10:39 AM, 15th June 2021, About 2 months ago 9
My tenant friend and work colleague fell and died on his Landlord’s Stairs. This is the letter that I propose sending to the local council.
“During the Christmas week of 2020, T fell down the exterior iron stairs at Flat 35b **********, which gives access to a number of bedsits (usually termed as HMOs). He was airlifted to hospital and died of severe head injuries shortly after.
“The local community police officer arranged a meeting with T’s wife, me (friend/employer) and the owner plus one of the other occupants. The community officer, Ms PCSO and I were let in by one of the occupiers. The Landlord did not even have the decency to turn up!

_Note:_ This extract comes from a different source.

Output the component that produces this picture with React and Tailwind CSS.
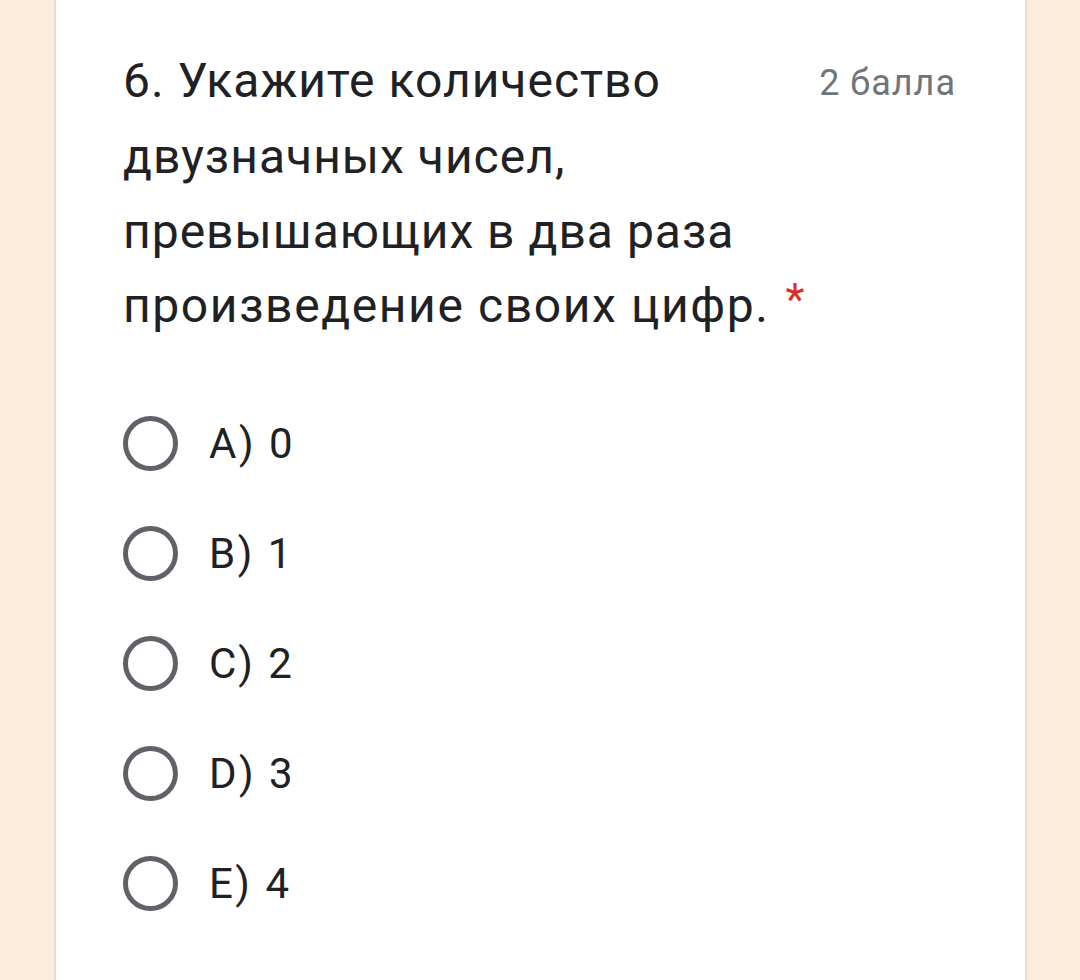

On inspection, I noticed that there were a number of rooms at this – third-floor level – and when questioned the occupier reluctantly confirmed that they were all occupied. I asked him some other questions about the tenure, but he refused to answer and repaired to his room.
“I discussed the health and safety issue with the PCSO but she said that she was only there to get us in and observe while T’s wife retrieved some of his personal possessions.
“I assumed, incorrectly it seems, that an official inquiry would be set up by the police.
“This 4-level building clearly comes under the HMO regulations if let out and flat B clearly had 4 let out rooms.
“Additionally, T gave Mr Occupier (a tenant acting as Landlord’s agent) a £390 deposit which after the accident, £90 was heartlessly deducted to cover the cost of carpet cleaning and non-return of the keys (which in fact were being held back by the police).”
My question is; the deposit does not appear to have been registered in a government-approved tenancy deposit scheme and therefore is his beneficiary entitled to 3 times the deposit plus the full deposit because of this oversight?
Also, does the Landlord or acting Landlord have a legal obligation to perform certain functions, one of which is to protect the deposit & provide the prescribed information alongside that protection? And does not protecting the deposit mean that there are no circumstances under which T can keep ANY of it and is maybe liable to penalties?
Additionally, there are twenty steps in all, which include one unequally spaced concrete step at ground level, 15 open backed and 4 at the top – with enclosed backs – leading to the only landing. There are no yellow nosings. https://imgur.com/a/Jfrmkgv illustrates
I found this on the internet, which might help my case;
EXTERNAL STAIRCASES AND STEPS
● Staircases and steps should be constructed and be in such a condition to prevent occupants tripping or falling. Staircases should have adequate handrails, guarding and lighting. There should be no projections into or obstruction on a staircase.
● Staircases should be protected from adverse weather conditions and should be of a non-slip nature. There should be no open risers on staircases.
I am a retiring Landlord myself and apart from not installing safety landings, registering the deposit and HMO. I wouldn’t dream of making a deduction of any kind when the tenant had only resided with me for less than 2-weeks and fell down my stairs.
I would appreciate your comments on where I should go from here.